PROBLEM TO WORK ON -> Copy whichever lines contain the string "React".

STORED DATA ->
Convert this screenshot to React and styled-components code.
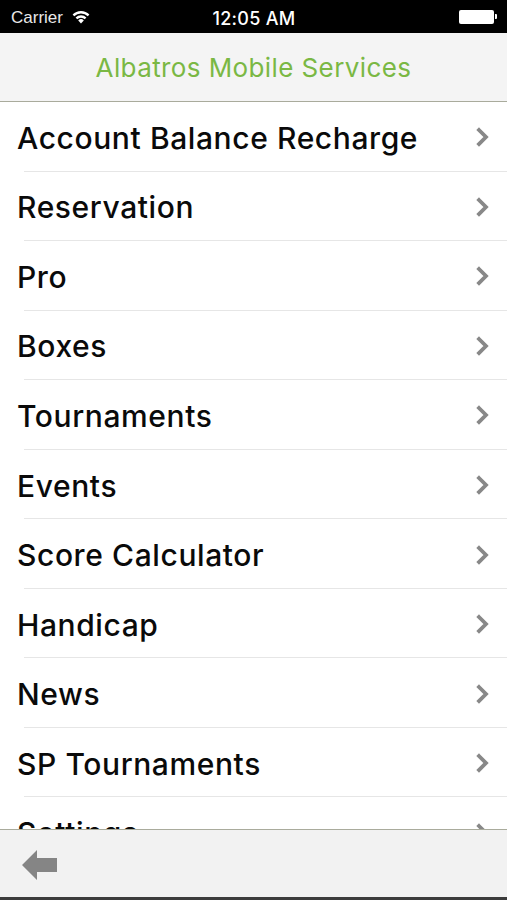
import React from 'react';
import styled, { createGlobalStyle } from 'styled-components';

const GlobalStyle = createGlobalStyle`
    html, body { margin: 0; padding: 0; background: #fff; }
    body { font-family: "Liberation Sans", Arial, sans-serif; }
    * { box-sizing: border-box; }
`;

const items = [
    'Account Balance Recharge',
    'Reservation',
    'Pro',
    'Boxes',
    'Tournaments',
    'Events',
    'Score Calculator',
    'Handicap',
    'News',
    'SP Tournaments',
    'Settings',
];

const WifiIcon = () => (
    <svg width="20" height="15" viewBox="0 0 20 15">
        <path d="M10 14.5 L7.2 11.4 A4 4 0 0 1 12.8 11.4 Z" fill="#fff" />
        <path d="M4.6 8.6 A7.6 7.6 0 0 1 15.4 8.6 L13.8 10.3 A5.4 5.4 0 0 0 6.2 10.3 Z" fill="#fff" />
        <path d="M1.6 5.6 A11.8 11.8 0 0 1 18.4 5.6 L16.8 7.3 A9.6 9.6 0 0 0 3.2 7.3 Z" fill="#fff" />
    </svg>
);

const Chevron = () => (
    <svg width="14" height="20" viewBox="0 0 14 20">
        <path d="M3 3 L10 10 L3 17" fill="none" stroke="#888" strokeWidth="3.8" strokeLinecap="square" strokeLinejoin="miter" />
    </svg>
);

const BackArrow = () => (
    <svg width="36" height="30" viewBox="0 0 36 30">
        <path d="M0 15 L15 0 L15 8 L35 8 L35 22 L15 22 L15 30 Z" fill="#858585" />
    </svg>
);

const App = () => (
    <>
        <GlobalStyle />
        <Screen>
            <StatusBar>
                <Carrier>
                    Carrier
                    <WifiIcon />
                </Carrier>
                <Clock>12:05 AM</Clock>
                <Battery>
                    <BatteryBody />
                    <BatteryNub />
                </Battery>
            </StatusBar>
            <NavBar>
                <Title>Albatros Mobile Services</Title>
            </NavBar>
            <List>
                {items.map(item => (
                    <Row key={item}>
                        <Label>{item}</Label>
                        <Chevron />
                    </Row>
                ))}
            </List>
            <Toolbar>
                <BackButton>
                    <BackArrow />
                </BackButton>
            </Toolbar>
        </Screen>
    </>
);

export default App;

const Screen = styled.div`
    width: 507px;
    height: 900px;
    display: flex;
    flex-direction: column;
    overflow: hidden;
    background: #fff;
`;
const StatusBar = styled.div`
    height: 33px;
    flex: none;
    background: #000;
    color: #fff;
    display: grid;
    grid-template-columns: 1fr auto 1fr;
    align-items: center;
    padding: 3px 10px 0 11px;
    font-size: 17px;
`;
const Carrier = styled.div`
    display: flex;
    align-items: center;
    gap: 8px;
    color: #e8e8e8;
    svg { margin-top: -3px; }
`;
const Clock = styled.div`
    font-family: Inter, "Liberation Sans", sans-serif;
    font-weight: 500;
    font-size: 18px;
    letter-spacing: 0.3px;
`;
const Battery = styled.div`
    justify-self: end;
    display: flex;
    align-items: center;
    margin-top: -3px;
`;
const BatteryBody = styled.div`
    width: 35px;
    height: 14px;
    background: #fff;
    border-radius: 2px;
`;
const BatteryNub = styled.div`
    width: 2px;
    height: 5px;
    background: #fff;
    border-radius: 0 1px 1px 0;
    margin-left: 1px;
`;
const NavBar = styled.div`
    height: 69px;
    flex: none;
    background: #f4f4f4;
    border-bottom: 1px solid #a9ab9c;
    display: flex;
    align-items: center;
    justify-content: center;
`;
const Title = styled.div`
    font-family: Inter, "Liberation Sans", sans-serif;
    color: #7ab844;
    font-size: 26px;
    letter-spacing: 0.4px;
    padding-top: 1px;
`;
const List = styled.div`
    flex: 1;
    min-height: 0;
    overflow: hidden;
    background: #fff;
`;
const Row = styled.div`
    height: 69.55px;
    margin-left: 24px;
    padding: 3px 17px 0 0;
    border-bottom: 1px solid #e6e6e6;
    display: flex;
    align-items: center;
    justify-content: space-between;
    svg { margin-top: -1px; }
`;
const Label = styled.div`
    margin-left: -7px;
    font-family: Inter, "Liberation Sans", sans-serif;
    font-weight: 500;
    font-size: 30px;
    letter-spacing: 0.6px;
    color: #0a0a0a;
`;
const Toolbar = styled.div`
    height: 71px;
    flex: none;
    background: #f2f2f2;
    border-top: 1px solid #a9ab9c;
    border-bottom: 3px solid #3c3c3c;
    display: flex;
    align-items: center;
    padding-left: 22px;
`;
const BackButton = styled.div`
    display: flex;
    padding-top: 2px;
`;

ANSWER TO THE EXERCISE ->
Convert this screenshot to React and styled-components code.
import React from 'react';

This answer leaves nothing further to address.